This presentation is the first I have posted to SlideShare, an interesting experiment of itself. Please have a look:
At the end of the presentation and after the presentation time, two smart people had some interesting questions.
Question 1 – When the client is expecting to know when it will be done and how much it will cost, how does a provider using Agile respond?
Dallin Harris of Skyhook Internet Marketing brought up this difficult topic. Agile practitioners everywhere work at the difficult balancing act of providing the information the customer wants and educating them to understand the benefits of Agile iterations or sprints.
We discussed the finer points of productivity, such as always working on the currently most important feature, delivering finished parts as they are done at each sprint end and the ability to stop before every possible feature is created if the current version is enough. We also found a direction point to the Product Backlog and how it feeds a release plan for the client to interact through. I pointed him toward Mike Cohn’s excellent material around estimating and planning.
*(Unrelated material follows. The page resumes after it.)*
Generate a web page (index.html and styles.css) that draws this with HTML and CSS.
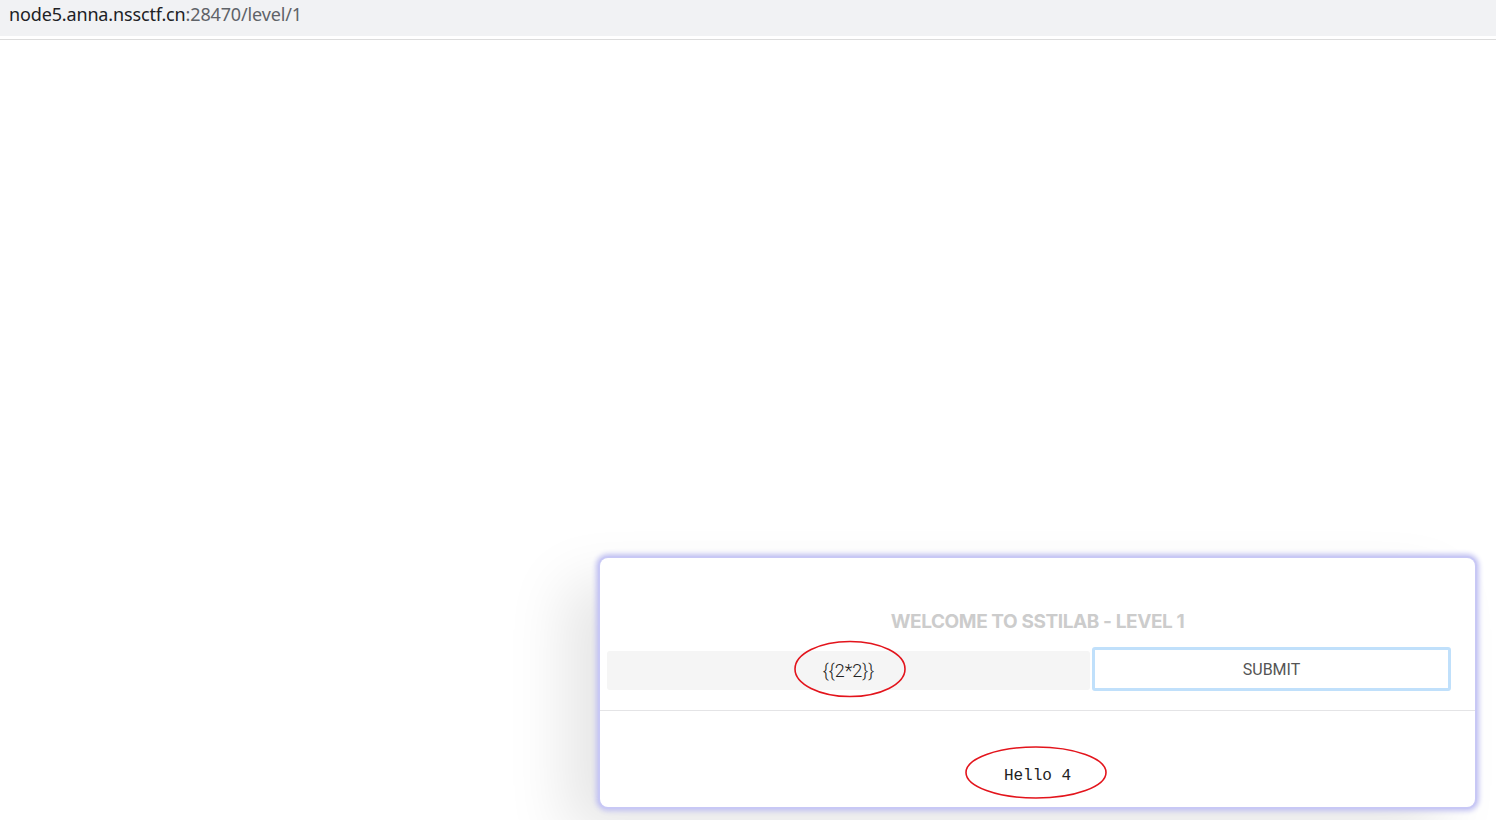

Question 2 – How do we get team cohesion if the Program Managers are assigning tasks?
David asked this question about a common problem in an organization transitioning from a more traditional structure.
The short answer: In such an environment, cohesion on the team is not possible. Or, at least, it’s very hard! When people in authority direct individuals on the team, the team cannot self-organize. And, it’s not Agile.
We discussed how David needs to help the Program Managers direct desired work per team instead of per individual. This has many benefits to the team, the Program Managers and the company.
- The team has a chance to become self-organizing.
- The team members are not wondering what they will be doing next, as they have a full sprint to work the plan.
- The Program Managers will see completed work sooner.
- The Program Managers will drive the company to ensure it is working on the most valuable features and projects first, providing focus.
These are the things David and I discussed. I wish him well in his quest to increase agility where he works.
After the event I finally had a chance to look at my phone. The mentions on Twitter had exploded! That was very gratifying and I thank you all for the attention. In particular, Bold Avenue was in the audience and live tweeting many of my significant points. (Thank you, Stephanie!)
A great experience. I learned a great deal and hope the community enjoyed my small contribution.